Surface yttrium-doping induced by element segregation to suppress oxygen release in Li-rich layered oxide cathodes

Abstract

Doping electrochemically inert elements in Li-rich layered oxide cathodes usually stabilizes the structure to improve electrochemical performance at the expense of available capacity. Here, we use an element segregation principle to realize a uniform surface doping without capacity sacrifice. On the basis of Hume-Rothery rule, element yttrium is chosen as a candidate dopant to spontaneously segregate at particle surface due to mismatched ionic size. Combined with X-ray photoelectron spectroscopy and electron energy loss spectroscopy mapping, yttrium is demonstrated uniformly distributed on particle surface. More importantly, a significant alleviation of oxygen release after surface doping is detected by operando differential electrochemical mass spectrometry.

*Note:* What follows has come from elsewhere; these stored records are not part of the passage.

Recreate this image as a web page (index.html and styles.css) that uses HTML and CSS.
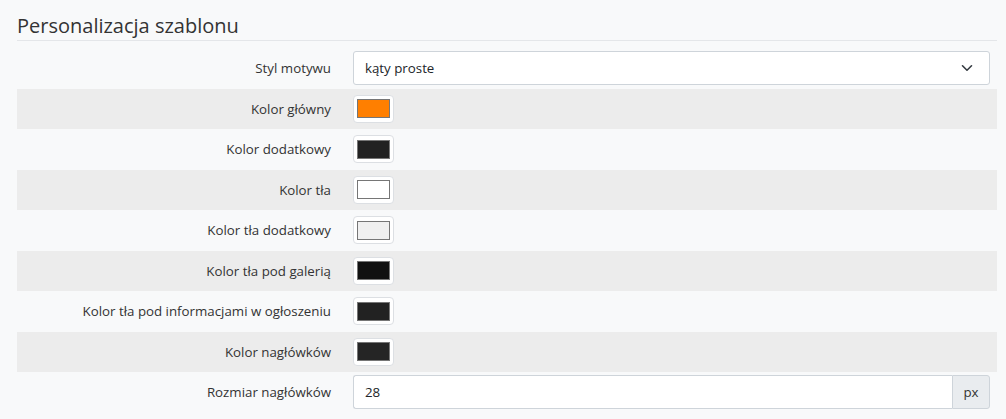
FILE: index.html
```html
<!DOCTYPE html>
<html lang="pl">
<head>
<meta charset="utf-8">
<link rel="stylesheet" href="styles.css">
</head>
<body>
<div class="wrap">
  <h2 class="title">Personalizacja szablonu</h2>
  <div class="rows">
    <div class="row">
      <div class="label">Styl motywu</div>
      <div class="ctrl">
        <div class="select"><span>kąty proste</span>
          <svg width="12" height="8" viewBox="0 0 12 8"><path d="M1.5 1.8 L6 6.2 L10.5 1.8" fill="none" stroke="#343a40" stroke-width="1.6" stroke-linecap="round" stroke-linejoin="round"/></svg>
        </div>
      </div>
    </div>
    <div class="row"><div class="label">Kolor główny</div><div class="ctrl"><div class="swatch"><i style="background:#ff7f00"></i></div></div></div>
    <div class="row"><div class="label">Kolor dodatkowy</div><div class="ctrl"><div class="swatch"><i style="background:#222222"></i></div></div></div>
    <div class="row"><div class="label">Kolor tła</div><div class="ctrl"><div class="swatch"><i style="background:#ffffff"></i></div></div></div>
    <div class="row"><div class="label">Kolor tła dodatkowy</div><div class="ctrl"><div class="swatch"><i style="background:#f0f0f0"></i></div></div></div>
    <div class="row"><div class="label">Kolor tła pod galerią</div><div class="ctrl"><div class="swatch"><i style="background:#111111"></i></div></div></div>
    <div class="row"><div class="label">Kolor tła pod informacjami w ogłoszeniu</div><div class="ctrl"><div class="swatch"><i style="background:#222222"></i></div></div></div>
    <div class="row"><div class="label">Kolor nagłówków</div><div class="ctrl"><div class="swatch"><i style="background:#252525"></i></div></div></div>
    <div class="row">
      <div class="label">Rozmiar nagłówków</div>
      <div class="ctrl">
        <div class="group"><div class="input">28</div><div class="addon">px</div></div>
      </div>
    </div>
  </div>
</div>
</body>
</html>
```

FILE: styles.css
```css
html, body {
  margin: 0;
  padding: 0;
  background: #f8f9fa;
  font-family: "Open Sans", "Noto Sans", sans-serif;
  color: #212529;
}
.wrap {
  width: 980px;
  padding: 12px 0 0 17px;
}
.title {
  margin: 0 0 7px 0;
  font-size: 20px;
  font-weight: 400;
  line-height: 28px;
  color: #333;
  border-bottom: 1px solid #e4e6e9;
  padding-bottom: 0;
}
.rows {
  display: flex;
  flex-direction: column;
}
.row {
  display: grid;
  grid-template-columns: 314px 637px;
  column-gap: 22px;
  align-items: center;
  padding: 3px 0;
  height: 34.5px;
}
.row:nth-child(even) {
  background: #ececec;
}
.label {
  text-align: right;
  font-size: 13.3px;
  color: #333;
}
.ctrl {
  display: flex;
  align-items: center;
}
.select {
  flex: 1;
  height: 32px;
  background: #fff;
  border: 1px solid #ced4da;
  border-radius: 3px;
  display: flex;
  align-items: center;
  justify-content: space-between;
  padding: 0 16px 0 11px;
  font-size: 13.3px;
  color: #212529;
}
.swatch {
  box-sizing: border-box;
  width: 41px;
  height: 28px;
  background: #fff;
  border: 1px solid #dcdfe3;
  border-radius: 4px;
  display: flex;
  align-items: center;
  justify-content: center;
}
.swatch i {
  display: block;
  box-sizing: border-box;
  width: 33px;
  height: 19px;
  border: 1px solid #767676;
}
.group {
  flex: 1;
  display: flex;
  height: 34px;
}
.input {
  flex: 1;
  background: #fff;
  border: 1px solid #ced4da;
  border-right: none;
  border-radius: 3px 0 0 3px;
  display: flex;
  align-items: center;
  padding: 0 11px;
  font-size: 13.3px;
}
.addon {
  width: 36px;
  background: #e9ecef;
  border: 1px solid #ced4da;
  border-radius: 0 3px 3px 0;
  display: flex;
  align-items: center;
  justify-content: center;
  font-size: 13.3px;
  color: #333;
}
```
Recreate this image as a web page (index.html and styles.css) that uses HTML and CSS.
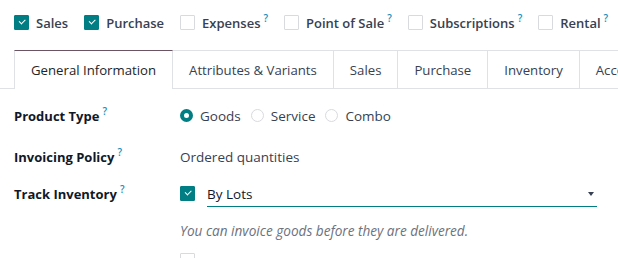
FILE: index.html
```html
<!DOCTYPE html>
<html lang="en">
<head>
    <meta charset="UTF-8">
    <title>Product</title>
    <link rel="stylesheet" href="styles.css">
</head>
<body>
    <div class="options">
        <label class="option"><span class="check checked"></span><span>Sales</span></label>
        <label class="option"><span class="check checked"></span><span>Purchase</span></label>
        <label class="option"><span class="check"></span><span>Expenses<sup class="help">?</sup></span></label>
        <label class="option"><span class="check"></span><span>Point of Sale<sup class="help">?</sup></span></label>
        <label class="option"><span class="check"></span><span>Subscriptions<sup class="help">?</sup></span></label>
        <label class="option"><span class="check"></span><span>Rental<sup class="help">?</sup></span></label>
    </div>

    <div class="tabs">
        <div class="tab active">General Information</div>
        <div class="tab">Attributes &amp; Variants</div>
        <div class="tab">Sales</div>
        <div class="tab">Purchase</div>
        <div class="tab">Inventory</div>
        <div class="tab">Accounting</div>
    </div>

    <div class="form">
        <div class="row first">
            <div class="label">Product Type<sup class="help">?</sup></div>
            <div class="value radios">
                <span class="radio checked"></span><span class="radio-text">Goods</span>
                <span class="radio"></span><span class="radio-text">Service</span>
                <span class="radio"></span><span class="radio-text">Combo</span>
            </div>
        </div>
        <div class="row">
            <div class="label">Invoicing Policy<sup class="help">?</sup></div>
            <div class="value">Ordered quantities</div>
        </div>
        <div class="row">
            <div class="label">Track Inventory<sup class="help">?</sup></div>
            <div class="value track">
                <span class="check checked"></span>
                <div class="select">By Lots<span class="caret"></span></div>
            </div>
        </div>
        <div class="row note">
            <div class="label"></div>
            <div class="value hint">You can invoice goods before they are delivered.</div>
        </div>
        <div class="row">
            <div class="label"></div>
            <div class="value"><span class="check"></span></div>
        </div>
    </div>
</body>
</html>
```

FILE: styles.css
```css
body {
    margin: 0;
    font-family: 'Open Sans', 'Noto Sans', sans-serif;
    font-size: 13px;
    color: #374151;
    background-color: white;
    overflow: hidden;
    height: 258px;
}
.options {
    display: flex;
    align-items: center;
    gap: 16px;
    padding: 9px 14px 0;
    height: 27px;
    white-space: nowrap;
}
.option {
    display: flex;
    align-items: center;
    gap: 7px;
    font-weight: 600;
    color: #374151;
}
.check {
    display: inline-block;
    width: 13px;
    height: 13px;
    border: 1px solid #d8dadd;
    border-radius: 1px;
    background-color: white;
    flex: none;
    position: relative;
    box-sizing: content-box;
}
.check.checked {
    background-color: #017e84;
    border-color: #017e84;
}
.check.checked::after {
    content: '';
    position: absolute;
    left: 4px;
    top: 3px;
    width: 5px;
    height: 2.5px;
    border-left: 1.6px solid white;
    border-bottom: 1.6px solid white;
    transform: rotate(-45deg);
}
.help {
    color: #1a8dbb;
    font-size: 10px;
    font-weight: 600;
    margin-left: 3px;
    position: relative;
    top: -1px;
}
.tabs {
    display: flex;
    margin-top: 14px;
    padding-left: 14px;
    border-bottom: 1px solid #dee2e6;
    white-space: nowrap;
}
.tab {
    height: 37px;
    line-height: 38px;
    padding: 0 16px;
    border: 1px solid #dee2e6;
    border-left: none;
    border-bottom: none;
    color: #374151;
    font-size: 13.2px;
}
.tab.active {
    border-left: 1px solid #dee2e6;
    border-top: 1px solid #6b5565;
    background-color: white;
    margin-bottom: -1px;
    height: 38px;
    color: #212529;
}
.form {
    padding: 13px 14px 0;
}
.row {
    display: flex;
    align-items: center;
    min-height: 27px;
    margin-bottom: 10px;
}
.row.first {
    margin-bottom: 14px;
}
.row.note {
    margin-bottom: 5px;
}
.label {
    width: 166px;
    flex: none;
    font-weight: 700;
    color: #111827;
    font-size: 13px;
}
.value {
    flex: 1;
    color: #374151;
    font-size: 13.5px;
}
.radios {
    display: flex;
    align-items: center;
}
.radio {
    width: 11px;
    height: 11px;
    border: 1px solid #d8dadd;
    border-radius: 50%;
    box-sizing: content-box;
    flex: none;
}
.radio.checked {
    width: 5px;
    height: 5px;
    border: 4px solid #017e84;
}
.radio-text {
    margin: 0 10px 0 7px;
}
.track {
    display: flex;
    align-items: center;
    gap: 12px;
    padding-right: 7px;
}
.select {
    flex: 1;
    position: relative;
    border-bottom: 1px solid #017e84;
    padding: 3px 0 3px;
    margin-top: 1px;
    color: #111827;
}
.caret {
    position: absolute;
    right: 3px;
    top: 10px;
    border-left: 3px solid transparent;
    border-right: 3px solid transparent;
    border-top: 4px solid #374151;
}
.hint {
    font-style: italic;
    color: #6b7280;
    font-size: 13.6px;
}
```
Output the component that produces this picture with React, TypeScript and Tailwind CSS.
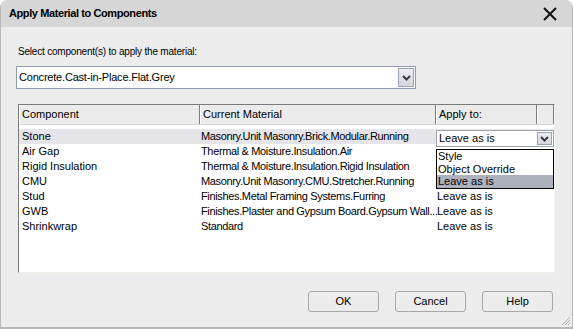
import React from 'react';

interface Row {
  component: string;
  material: string;
  applyTo: string;
}

const rows: Row[] = [
  { component: 'Stone', material: 'Masonry.Unit Masonry.Brick.Modular.Running', applyTo: 'Leave as is' },
  { component: 'Air Gap', material: 'Thermal & Moisture.Insulation.Air', applyTo: 'Leave as is' },
  { component: 'Rigid Insulation', material: 'Thermal & Moisture.Insulation.Rigid Insulation', applyTo: 'Leave as is' },
  { component: 'CMU', material: 'Masonry.Unit Masonry.CMU.Stretcher.Running', applyTo: 'Leave as is' },
  { component: 'Stud', material: 'Finishes.Metal Framing Systems.Furring', applyTo: 'Leave as is' },
  { component: 'GWB', material: 'Finishes.Plaster and Gypsum Board.Gypsum Wall...', applyTo: 'Leave as is' },
  { component: 'Shrinkwrap', material: 'Standard', applyTo: 'Leave as is' },
];

const options = ['Style', 'Object Override', 'Leave as is'];

// rows whose "Apply to" cell sits under the open list
const hiddenByList = [0, 1, 2, 3];

const Chevron = () => (
  <svg width="9" height="6" viewBox="0 0 9 6">
    <path d="M1 1 L4.5 4.5 L8 1" fill="none" stroke="#3a3a3a" strokeWidth="2" />
  </svg>
);

const ArrowButton: React.FC<{ className?: string }> = ({ className }) => (
  <div
    className={`flex items-center justify-center border border-[#9aa2b4] bg-gradient-to-b from-[#eceef4] to-[#d4d6e0] ${className ?? ''}`}
  >
    <Chevron />
  </div>
);

const HeaderCell: React.FC<{ label?: string }> = ({ label }) => (
  <div className="flex h-full items-center border-r border-r-[#7c7c7c] border-l border-l-white bg-[#ebebeb] pl-[2px] text-[11px] text-black">
    {label}
  </div>
);

const DialogButton: React.FC<{ label: string }> = ({ label }) => (
  <button
    type="button"
    className="flex h-[21px] w-[71px] items-center justify-center rounded-[3px] border border-[#a8a8a8] bg-[#ececec] text-[11px] text-black"
  >
    {label}
  </button>
);

export default function App() {
  return (
    <div
      className="flex h-[329px] w-[573px] flex-col overflow-hidden rounded-t-[8px] border-x border-b-2 border-[#b8b8b8] bg-[#ececec] text-black"
      style={{ fontFamily: '"Liberation Sans", Arial, sans-serif' }}
    >
      {/* title bar */}
      <div className="flex h-[27px] shrink-0 items-center justify-between bg-[#d6d6d6] pl-[8px] pr-[14px]">
        <span className="text-[11px] font-bold tracking-[-0.4px]">Apply Material to Components</span>
        <svg width="16" height="16" viewBox="0 0 16 16">
          <path d="M2 2 L14 14 M14 2 L2 14" stroke="#111" strokeWidth="2" />
        </svg>
      </div>

      <div className="flex flex-1 flex-col pl-[15px]">
        <div className="mt-[18px] h-[14px] pl-[2px] text-[10px] leading-[14px] tracking-[-0.2px]">
          Select component(s) to apply the material:
        </div>

        {/* material dropdown */}
        <div className="mt-[7px] flex h-[23px] w-[400px] items-center border border-[#8f9bb3] bg-white pr-[1px]">
          <span className="flex-1 pl-[2px] text-[11px] tracking-[-0.2px]">Concrete.Cast-in-Place.Flat.Grey</span>
          <ArrowButton className="h-[19px] w-[16px]" />
        </div>

        {/* component table */}
        <div className="relative ml-[2px] mt-[15px] h-[169px] w-[537px] border border-t-[#7a7a7a] border-l-[#7a7a7a] border-r-[#f4f4f0] border-b-[#f0f0e8] bg-white">
          <div className="grid h-[20px] grid-cols-[181px_236px_101px_1fr] border-b border-[#d8d8d8]">
            <HeaderCell label="Component" />
            <HeaderCell label="Current Material" />
            <HeaderCell label="Apply to:" />
            <HeaderCell />
          </div>

          <div className="mt-[4px] flex flex-col">
            {rows.map((row, i) => (
              <div
                key={row.component}
                className={`grid h-[15px] grid-cols-[181px_236px_101px_1fr] items-center text-[11px] leading-[15px] ${
                  i === 0 ? 'bg-[#e4e4e9]' : ''
                }`}
              >
                <span className="pl-[3px]">{row.component}</span>
                <span className="whitespace-nowrap pl-[1px] tracking-[-0.35px]">{row.material}</span>
                <span className="pl-[1px]">{hiddenByList.includes(i) ? '' : row.applyTo}</span>
                <span />
              </div>
            ))}
          </div>

          {/* open combo box on first row */}
          <div className="absolute left-[417px] top-[25px] w-[118px]">
            <div className="flex h-[17px] items-center border border-[#9aa2b4] bg-white pr-[1px]">
              <span className="flex-1 pl-[2px] text-[11px]">Leave as is</span>
              <ArrowButton className="h-[13px] w-[15px]" />
            </div>
            <div className="mt-[2px] flex flex-col border border-black bg-white text-[11px] leading-[12.5px]">
              {options.map((opt) => (
                <span key={opt} className={`pl-[1px] ${opt === 'Leave as is' ? 'bg-[#adb1bd]' : ''}`}>
                  {opt}
                </span>
              ))}
            </div>
          </div>
        </div>

        {/* buttons */}
        <div className="mt-[18px] flex justify-end gap-[16px] pr-[19px]">
          <DialogButton label="OK" />
          <DialogButton label="Cancel" />
          <DialogButton label="Help" />
        </div>

        <div className="mt-auto flex justify-end pb-[1px] pr-[1px]">
          <svg width="10" height="10" viewBox="0 0 10 10">
            <path d="M9 1 L1 9 M9 4 L4 9 M9 7 L7 9" stroke="#b0b0b0" strokeWidth="1" />
          </svg>
        </div>
      </div>
    </div>
  );
}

As a result, the modified sample exhibits improved reversibility of oxygen redox with 82.1% coulombic efficiency and excellent cycle performances with 84.15% capacity retention after 140 cycles. Postmortem analysis by transmission electron microscopy, Raman spectroscopy and X-ray diffraction reveal that the modified sample maintains the layered structure without a significant structure transformation after long cycles. This work provides an effective strategy with a series of elements to meet the industrial application.